■ YOUR OBJECTIVE
Exclude images, then output the remaining data verbatim.

■ RECORDED INFORMATION
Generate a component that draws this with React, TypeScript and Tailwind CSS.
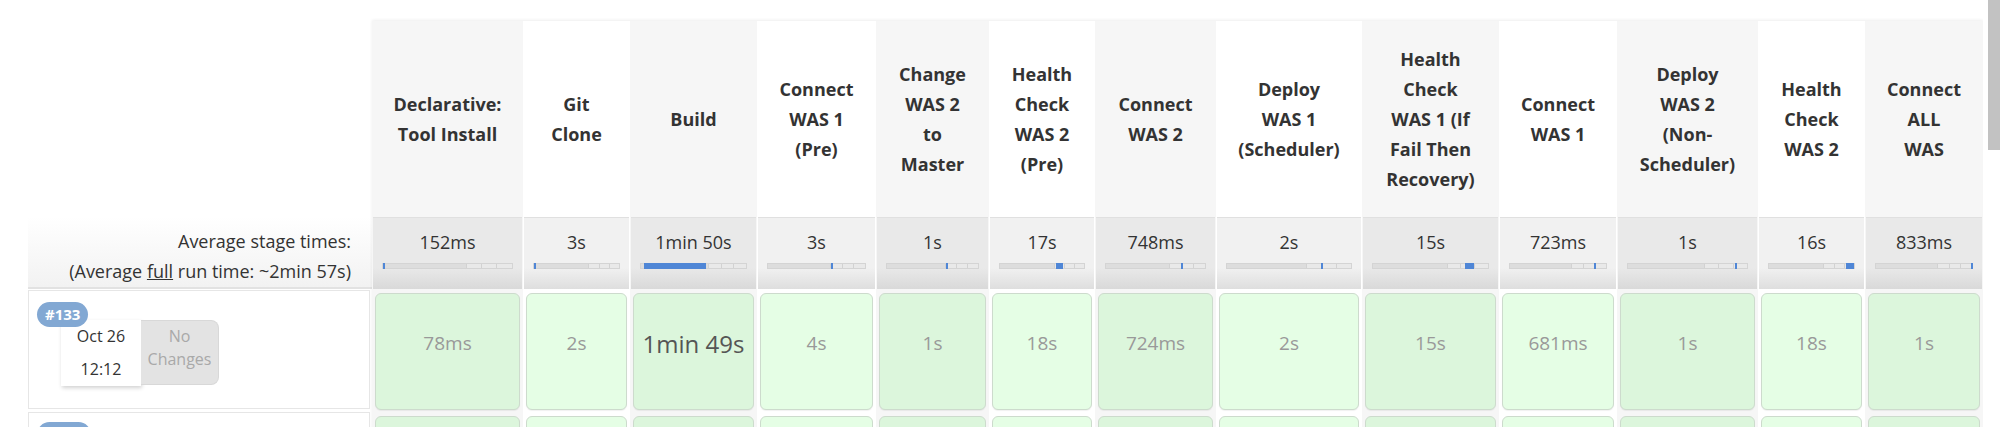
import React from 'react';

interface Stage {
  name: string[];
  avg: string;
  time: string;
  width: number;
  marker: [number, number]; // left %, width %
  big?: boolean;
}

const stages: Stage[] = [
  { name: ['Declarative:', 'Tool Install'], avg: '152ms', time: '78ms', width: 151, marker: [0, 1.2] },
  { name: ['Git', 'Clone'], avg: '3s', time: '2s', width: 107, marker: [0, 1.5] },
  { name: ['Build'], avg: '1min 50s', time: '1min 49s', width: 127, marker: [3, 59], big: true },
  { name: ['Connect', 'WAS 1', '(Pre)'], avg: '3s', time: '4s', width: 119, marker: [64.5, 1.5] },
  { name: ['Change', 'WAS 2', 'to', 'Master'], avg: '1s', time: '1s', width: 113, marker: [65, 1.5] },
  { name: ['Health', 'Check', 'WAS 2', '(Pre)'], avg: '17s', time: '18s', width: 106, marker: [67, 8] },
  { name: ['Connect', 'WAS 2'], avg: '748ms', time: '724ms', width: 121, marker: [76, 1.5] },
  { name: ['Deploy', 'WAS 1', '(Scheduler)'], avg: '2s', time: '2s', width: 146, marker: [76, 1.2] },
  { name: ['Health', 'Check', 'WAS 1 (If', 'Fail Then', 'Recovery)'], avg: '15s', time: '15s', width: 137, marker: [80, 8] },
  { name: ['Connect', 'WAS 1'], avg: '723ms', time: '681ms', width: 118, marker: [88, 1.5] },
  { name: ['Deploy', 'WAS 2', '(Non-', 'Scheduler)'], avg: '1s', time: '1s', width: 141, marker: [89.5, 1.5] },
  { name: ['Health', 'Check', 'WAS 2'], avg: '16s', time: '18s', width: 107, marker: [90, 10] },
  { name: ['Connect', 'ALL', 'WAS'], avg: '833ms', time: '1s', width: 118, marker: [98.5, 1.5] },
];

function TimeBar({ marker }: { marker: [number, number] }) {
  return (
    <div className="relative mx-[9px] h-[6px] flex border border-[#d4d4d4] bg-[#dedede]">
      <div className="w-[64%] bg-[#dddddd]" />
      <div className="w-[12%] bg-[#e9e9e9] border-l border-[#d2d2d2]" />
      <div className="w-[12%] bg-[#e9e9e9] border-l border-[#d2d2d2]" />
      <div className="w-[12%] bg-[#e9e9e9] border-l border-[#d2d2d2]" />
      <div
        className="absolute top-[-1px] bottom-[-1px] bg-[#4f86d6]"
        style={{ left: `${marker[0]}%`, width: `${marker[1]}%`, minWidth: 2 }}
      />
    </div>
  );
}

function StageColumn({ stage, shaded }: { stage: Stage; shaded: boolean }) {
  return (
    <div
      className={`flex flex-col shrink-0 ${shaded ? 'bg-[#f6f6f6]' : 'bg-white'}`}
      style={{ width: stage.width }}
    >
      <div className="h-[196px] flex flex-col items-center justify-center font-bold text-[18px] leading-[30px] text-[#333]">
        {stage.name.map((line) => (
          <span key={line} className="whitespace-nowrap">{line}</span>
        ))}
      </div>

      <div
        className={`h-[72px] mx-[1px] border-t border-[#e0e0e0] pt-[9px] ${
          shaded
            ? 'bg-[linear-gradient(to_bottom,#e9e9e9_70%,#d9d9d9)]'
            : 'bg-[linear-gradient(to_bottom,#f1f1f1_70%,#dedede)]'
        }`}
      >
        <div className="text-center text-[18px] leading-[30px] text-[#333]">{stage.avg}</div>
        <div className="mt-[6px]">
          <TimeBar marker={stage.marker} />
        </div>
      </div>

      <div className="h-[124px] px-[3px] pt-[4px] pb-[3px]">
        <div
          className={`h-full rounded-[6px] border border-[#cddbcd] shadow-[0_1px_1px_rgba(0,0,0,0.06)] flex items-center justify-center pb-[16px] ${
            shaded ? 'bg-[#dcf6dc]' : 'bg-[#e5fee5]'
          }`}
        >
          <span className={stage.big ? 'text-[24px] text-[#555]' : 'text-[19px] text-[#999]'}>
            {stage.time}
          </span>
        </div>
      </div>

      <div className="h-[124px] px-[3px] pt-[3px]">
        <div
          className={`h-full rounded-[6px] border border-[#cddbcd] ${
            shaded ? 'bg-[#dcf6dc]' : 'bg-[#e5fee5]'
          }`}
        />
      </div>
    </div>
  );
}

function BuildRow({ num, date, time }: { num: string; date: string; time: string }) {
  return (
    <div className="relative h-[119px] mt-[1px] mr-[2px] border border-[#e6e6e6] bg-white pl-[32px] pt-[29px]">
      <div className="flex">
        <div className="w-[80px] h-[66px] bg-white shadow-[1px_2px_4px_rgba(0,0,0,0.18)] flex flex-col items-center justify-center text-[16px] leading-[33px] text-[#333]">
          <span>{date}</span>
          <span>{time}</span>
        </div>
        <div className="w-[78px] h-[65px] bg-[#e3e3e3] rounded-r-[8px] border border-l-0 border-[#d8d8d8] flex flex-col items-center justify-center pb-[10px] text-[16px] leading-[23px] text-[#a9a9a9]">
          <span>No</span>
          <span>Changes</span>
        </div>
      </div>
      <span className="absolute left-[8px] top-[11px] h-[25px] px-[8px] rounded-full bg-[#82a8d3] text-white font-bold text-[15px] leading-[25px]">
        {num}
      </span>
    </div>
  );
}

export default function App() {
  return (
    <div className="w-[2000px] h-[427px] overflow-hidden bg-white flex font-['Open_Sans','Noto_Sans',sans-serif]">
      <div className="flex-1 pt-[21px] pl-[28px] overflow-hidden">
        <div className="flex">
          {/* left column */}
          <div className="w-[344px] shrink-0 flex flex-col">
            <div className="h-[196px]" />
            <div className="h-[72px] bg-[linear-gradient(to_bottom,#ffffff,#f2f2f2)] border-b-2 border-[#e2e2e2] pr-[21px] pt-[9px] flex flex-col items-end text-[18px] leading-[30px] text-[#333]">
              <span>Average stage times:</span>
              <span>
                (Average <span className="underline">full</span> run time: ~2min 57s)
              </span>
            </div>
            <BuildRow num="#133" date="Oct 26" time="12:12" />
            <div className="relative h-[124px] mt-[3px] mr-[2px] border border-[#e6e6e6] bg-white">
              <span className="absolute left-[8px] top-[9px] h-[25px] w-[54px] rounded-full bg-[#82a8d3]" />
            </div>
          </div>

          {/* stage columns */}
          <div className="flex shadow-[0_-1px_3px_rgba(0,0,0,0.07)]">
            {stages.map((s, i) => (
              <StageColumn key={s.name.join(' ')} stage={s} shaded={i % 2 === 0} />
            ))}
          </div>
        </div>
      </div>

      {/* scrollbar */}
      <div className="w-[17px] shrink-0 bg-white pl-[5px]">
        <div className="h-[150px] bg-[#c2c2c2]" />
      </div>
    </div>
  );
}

■ ANSWER FOR THE TASK
Generate a component that draws this with React, TypeScript and Tailwind CSS.
import React from 'react';

interface Stage {
  name: string[];
  avg: string;
  time: string;
  width: number;
  marker: [number, number]; // left %, width %
  big?: boolean;
}

const stages: Stage[] = [
  { name: ['Declarative:', 'Tool Install'], avg: '152ms', time: '78ms', width: 151, marker: [0, 1.2] },
  { name: ['Git', 'Clone'], avg: '3s', time: '2s', width: 107, marker: [0, 1.5] },
  { name: ['Build'], avg: '1min 50s', time: '1min 49s', width: 127, marker: [3, 59], big: true },
  { name: ['Connect', 'WAS 1', '(Pre)'], avg: '3s', time: '4s', width: 119, marker: [64.5, 1.5] },
  { name: ['Change', 'WAS 2', 'to', 'Master'], avg: '1s', time: '1s', width: 113, marker: [65, 1.5] },
  { name: ['Health', 'Check', 'WAS 2', '(Pre)'], avg: '17s', time: '18s', width: 106, marker: [67, 8] },
  { name: ['Connect', 'WAS 2'], avg: '748ms', time: '724ms', width: 121, marker: [76, 1.5] },
  { name: ['Deploy', 'WAS 1', '(Scheduler)'], avg: '2s', time: '2s', width: 146, marker: [76, 1.2] },
  { name: ['Health', 'Check', 'WAS 1 (If', 'Fail Then', 'Recovery)'], avg: '15s', time: '15s', width: 137, marker: [80, 8] },
  { name: ['Connect', 'WAS 1'], avg: '723ms', time: '681ms', width: 118, marker: [88, 1.5] },
  { name: ['Deploy', 'WAS 2', '(Non-', 'Scheduler)'], avg: '1s', time: '1s', width: 141, marker: [89.5, 1.5] },
  { name: ['Health', 'Check', 'WAS 2'], avg: '16s', time: '18s', width: 107, marker: [90, 10] },
  { name: ['Connect', 'ALL', 'WAS'], avg: '833ms', time: '1s', width: 118, marker: [98.5, 1.5] },
];

function TimeBar({ marker }: { marker: [number, number] }) {
  return (
    <div className="relative mx-[9px] h-[6px] flex border border-[#d4d4d4] bg-[#dedede]">
      <div className="w-[64%] bg-[#dddddd]" />
      <div className="w-[12%] bg-[#e9e9e9] border-l border-[#d2d2d2]" />
      <div className="w-[12%] bg-[#e9e9e9] border-l border-[#d2d2d2]" />
      <div className="w-[12%] bg-[#e9e9e9] border-l border-[#d2d2d2]" />
      <div
        className="absolute top-[-1px] bottom-[-1px] bg-[#4f86d6]"
        style={{ left: `${marker[0]}%`, width: `${marker[1]}%`, minWidth: 2 }}
      />
    </div>
  );
}

function StageColumn({ stage, shaded }: { stage: Stage; shaded: boolean }) {
  return (
    <div
      className={`flex flex-col shrink-0 ${shaded ? 'bg-[#f6f6f6]' : 'bg-white'}`}
      style={{ width: stage.width }}
    >
      <div className="h-[196px] flex flex-col items-center justify-center font-bold text-[18px] leading-[30px] text-[#333]">
        {stage.name.map((line) => (
          <span key={line} className="whitespace-nowrap">{line}</span>
        ))}
      </div>

      <div
        className={`h-[72px] mx-[1px] border-t border-[#e0e0e0] pt-[9px] ${
          shaded
            ? 'bg-[linear-gradient(to_bottom,#e9e9e9_70%,#d9d9d9)]'
            : 'bg-[linear-gradient(to_bottom,#f1f1f1_70%,#dedede)]'
        }`}
      >
        <div className="text-center text-[18px] leading-[30px] text-[#333]">{stage.avg}</div>
        <div className="mt-[6px]">
          <TimeBar marker={stage.marker} />
        </div>
      </div>

      <div className="h-[124px] px-[3px] pt-[4px] pb-[3px]">
        <div
          className={`h-full rounded-[6px] border border-[#cddbcd] shadow-[0_1px_1px_rgba(0,0,0,0.06)] flex items-center justify-center pb-[16px] ${
            shaded ? 'bg-[#dcf6dc]' : 'bg-[#e5fee5]'
          }`}
        >
          <span className={stage.big ? 'text-[24px] text-[#555]' : 'text-[19px] text-[#999]'}>
            {stage.time}
          </span>
        </div>
      </div>

      <div className="h-[124px] px-[3px] pt-[3px]">
        <div
          className={`h-full rounded-[6px] border border-[#cddbcd] ${
            shaded ? 'bg-[#dcf6dc]' : 'bg-[#e5fee5]'
          }`}
        />
      </div>
    </div>
  );
}

function BuildRow({ num, date, time }: { num: string; date: string; time: string }) {
  return (
    <div className="relative h-[119px] mt-[1px] mr-[2px] border border-[#e6e6e6] bg-white pl-[32px] pt-[29px]">
      <div className="flex">
        <div className="w-[80px] h-[66px] bg-white shadow-[1px_2px_4px_rgba(0,0,0,0.18)] flex flex-col items-center justify-center text-[16px] leading-[33px] text-[#333]">
          <span>{date}</span>
          <span>{time}</span>
        </div>
        <div className="w-[78px] h-[65px] bg-[#e3e3e3] rounded-r-[8px] border border-l-0 border-[#d8d8d8] flex flex-col items-center justify-center pb-[10px] text-[16px] leading-[23px] text-[#a9a9a9]">
          <span>No</span>
          <span>Changes</span>
        </div>
      </div>
      <span className="absolute left-[8px] top-[11px] h-[25px] px-[8px] rounded-full bg-[#82a8d3] text-white font-bold text-[15px] leading-[25px]">
        {num}
      </span>
    </div>
  );
}

export default function App() {
  return (
    <div className="w-[2000px] h-[427px] overflow-hidden bg-white flex font-['Open_Sans','Noto_Sans',sans-serif]">
      <div className="flex-1 pt-[21px] pl-[28px] overflow-hidden">
        <div className="flex">
          {/* left column */}
          <div className="w-[344px] shrink-0 flex flex-col">
            <div className="h-[196px]" />
            <div className="h-[72px] bg-[linear-gradient(to_bottom,#ffffff,#f2f2f2)] border-b-2 border-[#e2e2e2] pr-[21px] pt-[9px] flex flex-col items-end text-[18px] leading-[30px] text-[#333]">
              <span>Average stage times:</span>
              <span>
                (Average <span className="underline">full</span> run time: ~2min 57s)
              </span>
            </div>
            <BuildRow num="#133" date="Oct 26" time="12:12" />
            <div className="relative h-[124px] mt-[3px] mr-[2px] border border-[#e6e6e6] bg-white">
              <span className="absolute left-[8px] top-[9px] h-[25px] w-[54px] rounded-full bg-[#82a8d3]" />
            </div>
          </div>

          {/* stage columns */}
          <div className="flex shadow-[0_-1px_3px_rgba(0,0,0,0.07)]">
            {stages.map((s, i) => (
              <StageColumn key={s.name.join(' ')} stage={s} shaded={i % 2 === 0} />
            ))}
          </div>
        </div>
      </div>

      {/* scrollbar */}
      <div className="w-[17px] shrink-0 bg-white pl-[5px]">
        <div className="h-[150px] bg-[#c2c2c2]" />
      </div>
    </div>
  );
}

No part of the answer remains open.